(Raw data):

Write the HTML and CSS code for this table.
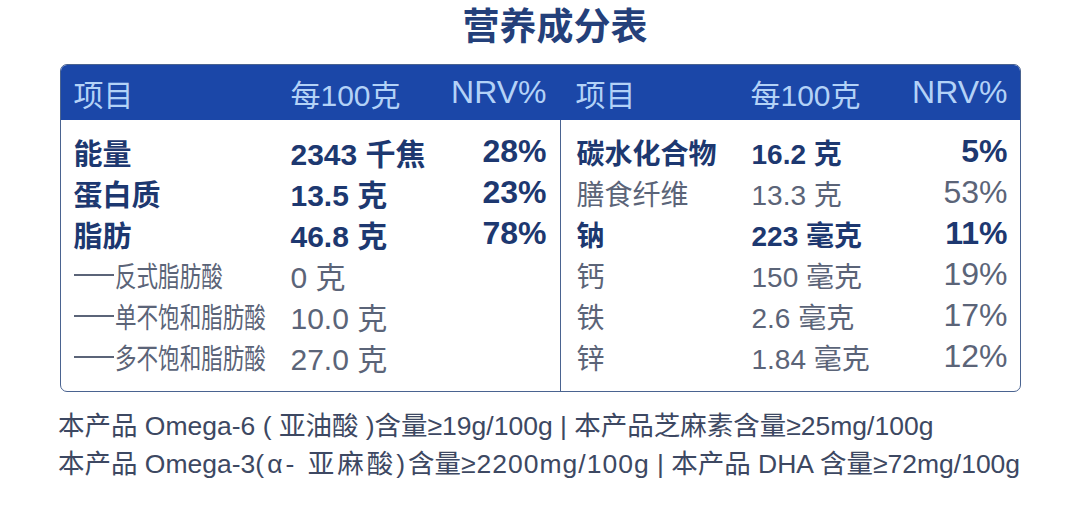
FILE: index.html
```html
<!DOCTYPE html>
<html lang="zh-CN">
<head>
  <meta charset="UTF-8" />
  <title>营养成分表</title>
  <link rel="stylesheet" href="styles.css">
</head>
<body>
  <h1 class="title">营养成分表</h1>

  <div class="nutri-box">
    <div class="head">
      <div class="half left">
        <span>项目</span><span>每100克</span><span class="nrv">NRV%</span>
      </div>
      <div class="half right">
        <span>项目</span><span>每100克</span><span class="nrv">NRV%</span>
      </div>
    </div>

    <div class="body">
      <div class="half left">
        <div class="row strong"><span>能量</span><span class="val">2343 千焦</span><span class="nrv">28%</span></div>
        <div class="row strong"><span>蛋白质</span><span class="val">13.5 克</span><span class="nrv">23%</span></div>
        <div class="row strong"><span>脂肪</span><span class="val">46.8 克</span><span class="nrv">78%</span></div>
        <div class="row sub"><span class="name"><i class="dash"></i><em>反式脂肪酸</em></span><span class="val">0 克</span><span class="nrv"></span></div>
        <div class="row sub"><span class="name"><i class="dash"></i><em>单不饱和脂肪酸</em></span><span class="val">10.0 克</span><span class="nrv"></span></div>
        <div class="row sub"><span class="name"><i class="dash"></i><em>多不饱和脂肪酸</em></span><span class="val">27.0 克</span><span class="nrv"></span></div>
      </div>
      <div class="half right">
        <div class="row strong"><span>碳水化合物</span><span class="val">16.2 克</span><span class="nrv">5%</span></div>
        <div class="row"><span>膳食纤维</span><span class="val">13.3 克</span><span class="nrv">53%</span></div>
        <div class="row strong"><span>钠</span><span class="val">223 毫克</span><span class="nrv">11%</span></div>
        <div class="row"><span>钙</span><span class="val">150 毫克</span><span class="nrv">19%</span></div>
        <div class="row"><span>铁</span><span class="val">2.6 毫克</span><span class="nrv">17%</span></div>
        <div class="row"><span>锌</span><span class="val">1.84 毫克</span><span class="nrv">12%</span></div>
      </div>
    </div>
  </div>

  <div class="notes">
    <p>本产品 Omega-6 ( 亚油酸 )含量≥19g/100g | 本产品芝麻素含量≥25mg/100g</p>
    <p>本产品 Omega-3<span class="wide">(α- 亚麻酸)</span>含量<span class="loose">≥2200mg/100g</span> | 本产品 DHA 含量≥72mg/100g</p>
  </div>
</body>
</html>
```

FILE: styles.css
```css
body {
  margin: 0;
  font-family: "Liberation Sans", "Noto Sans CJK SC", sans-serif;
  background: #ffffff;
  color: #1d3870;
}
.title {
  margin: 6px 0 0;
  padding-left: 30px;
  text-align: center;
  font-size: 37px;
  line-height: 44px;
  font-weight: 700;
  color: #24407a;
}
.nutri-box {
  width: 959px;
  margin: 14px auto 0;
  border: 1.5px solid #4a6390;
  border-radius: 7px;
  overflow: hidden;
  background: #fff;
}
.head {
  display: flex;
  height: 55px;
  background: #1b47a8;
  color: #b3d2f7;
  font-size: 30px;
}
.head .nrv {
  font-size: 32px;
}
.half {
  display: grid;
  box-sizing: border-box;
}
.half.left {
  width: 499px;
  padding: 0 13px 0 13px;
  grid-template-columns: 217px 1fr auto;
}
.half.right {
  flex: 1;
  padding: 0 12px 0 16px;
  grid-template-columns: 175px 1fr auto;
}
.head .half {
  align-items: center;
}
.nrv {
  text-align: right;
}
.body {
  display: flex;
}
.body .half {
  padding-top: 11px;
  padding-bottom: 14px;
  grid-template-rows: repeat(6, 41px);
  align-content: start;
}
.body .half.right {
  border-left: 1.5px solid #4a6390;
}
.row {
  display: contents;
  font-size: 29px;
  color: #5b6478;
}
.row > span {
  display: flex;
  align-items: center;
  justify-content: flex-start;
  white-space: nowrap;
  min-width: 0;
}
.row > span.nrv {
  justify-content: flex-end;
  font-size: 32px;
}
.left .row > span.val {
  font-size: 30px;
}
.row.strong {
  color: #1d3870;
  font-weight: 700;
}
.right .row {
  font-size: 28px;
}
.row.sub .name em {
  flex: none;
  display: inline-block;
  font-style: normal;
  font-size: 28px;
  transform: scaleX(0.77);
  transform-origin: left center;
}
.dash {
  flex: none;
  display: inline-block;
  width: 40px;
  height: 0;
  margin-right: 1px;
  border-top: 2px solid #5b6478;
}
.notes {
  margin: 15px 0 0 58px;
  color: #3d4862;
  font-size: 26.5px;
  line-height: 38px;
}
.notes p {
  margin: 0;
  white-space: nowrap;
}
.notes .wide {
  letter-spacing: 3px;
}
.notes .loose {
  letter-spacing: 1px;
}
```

(Aim): Write out the whole listing again, exactly, with no pictures.

(Finished exercise):
Write the HTML and CSS code for this table.
FILE: index.html
```html
<!DOCTYPE html>
<html lang="zh-CN">
<head>
  <meta charset="UTF-8" />
  <title>营养成分表</title>
  <link rel="stylesheet" href="styles.css">
</head>
<body>
  <h1 class="title">营养成分表</h1>

  <div class="nutri-box">
    <div class="head">
      <div class="half left">
        <span>项目</span><span>每100克</span><span class="nrv">NRV%</span>
      </div>
      <div class="half right">
        <span>项目</span><span>每100克</span><span class="nrv">NRV%</span>
      </div>
    </div>

    <div class="body">
      <div class="half left">
        <div class="row strong"><span>能量</span><span class="val">2343 千焦</span><span class="nrv">28%</span></div>
        <div class="row strong"><span>蛋白质</span><span class="val">13.5 克</span><span class="nrv">23%</span></div>
        <div class="row strong"><span>脂肪</span><span class="val">46.8 克</span><span class="nrv">78%</span></div>
        <div class="row sub"><span class="name"><i class="dash"></i><em>反式脂肪酸</em></span><span class="val">0 克</span><span class="nrv"></span></div>
        <div class="row sub"><span class="name"><i class="dash"></i><em>单不饱和脂肪酸</em></span><span class="val">10.0 克</span><span class="nrv"></span></div>
        <div class="row sub"><span class="name"><i class="dash"></i><em>多不饱和脂肪酸</em></span><span class="val">27.0 克</span><span class="nrv"></span></div>
      </div>
      <div class="half right">
        <div class="row strong"><span>碳水化合物</span><span class="val">16.2 克</span><span class="nrv">5%</span></div>
        <div class="row"><span>膳食纤维</span><span class="val">13.3 克</span><span class="nrv">53%</span></div>
        <div class="row strong"><span>钠</span><span class="val">223 毫克</span><span class="nrv">11%</span></div>
        <div class="row"><span>钙</span><span class="val">150 毫克</span><span class="nrv">19%</span></div>
        <div class="row"><span>铁</span><span class="val">2.6 毫克</span><span class="nrv">17%</span></div>
        <div class="row"><span>锌</span><span class="val">1.84 毫克</span><span class="nrv">12%</span></div>
      </div>
    </div>
  </div>

  <div class="notes">
    <p>本产品 Omega-6 ( 亚油酸 )含量≥19g/100g | 本产品芝麻素含量≥25mg/100g</p>
    <p>本产品 Omega-3<span class="wide">(α- 亚麻酸)</span>含量<span class="loose">≥2200mg/100g</span> | 本产品 DHA 含量≥72mg/100g</p>
  </div>
</body>
</html>
```

FILE: styles.css
```css
body {
  margin: 0;
  font-family: "Liberation Sans", "Noto Sans CJK SC", sans-serif;
  background: #ffffff;
  color: #1d3870;
}
.title {
  margin: 6px 0 0;
  padding-left: 30px;
  text-align: center;
  font-size: 37px;
  line-height: 44px;
  font-weight: 700;
  color: #24407a;
}
.nutri-box {
  width: 959px;
  margin: 14px auto 0;
  border: 1.5px solid #4a6390;
  border-radius: 7px;
  overflow: hidden;
  background: #fff;
}
.head {
  display: flex;
  height: 55px;
  background: #1b47a8;
  color: #b3d2f7;
  font-size: 30px;
}
.head .nrv {
  font-size: 32px;
}
.half {
  display: grid;
  box-sizing: border-box;
}
.half.left {
  width: 499px;
  padding: 0 13px 0 13px;
  grid-template-columns: 217px 1fr auto;
}
.half.right {
  flex: 1;
  padding: 0 12px 0 16px;
  grid-template-columns: 175px 1fr auto;
}
.head .half {
  align-items: center;
}
.nrv {
  text-align: right;
}
.body {
  display: flex;
}
.body .half {
  padding-top: 11px;
  padding-bottom: 14px;
  grid-template-rows: repeat(6, 41px);
  align-content: start;
}
.body .half.right {
  border-left: 1.5px solid #4a6390;
}
.row {
  display: contents;
  font-size: 29px;
  color: #5b6478;
}
.row > span {
  display: flex;
  align-items: center;
  justify-content: flex-start;
  white-space: nowrap;
  min-width: 0;
}
.row > span.nrv {
  justify-content: flex-end;
  font-size: 32px;
}
.left .row > span.val {
  font-size: 30px;
}
.row.strong {
  color: #1d3870;
  font-weight: 700;
}
.right .row {
  font-size: 28px;
}
.row.sub .name em {
  flex: none;
  display: inline-block;
  font-style: normal;
  font-size: 28px;
  transform: scaleX(0.77);
  transform-origin: left center;
}
.dash {
  flex: none;
  display: inline-block;
  width: 40px;
  height: 0;
  margin-right: 1px;
  border-top: 2px solid #5b6478;
}
.notes {
  margin: 15px 0 0 58px;
  color: #3d4862;
  font-size: 26.5px;
  line-height: 38px;
}
.notes p {
  margin: 0;
  white-space: nowrap;
}
.notes .wide {
  letter-spacing: 3px;
}
.notes .loose {
  letter-spacing: 1px;
}
```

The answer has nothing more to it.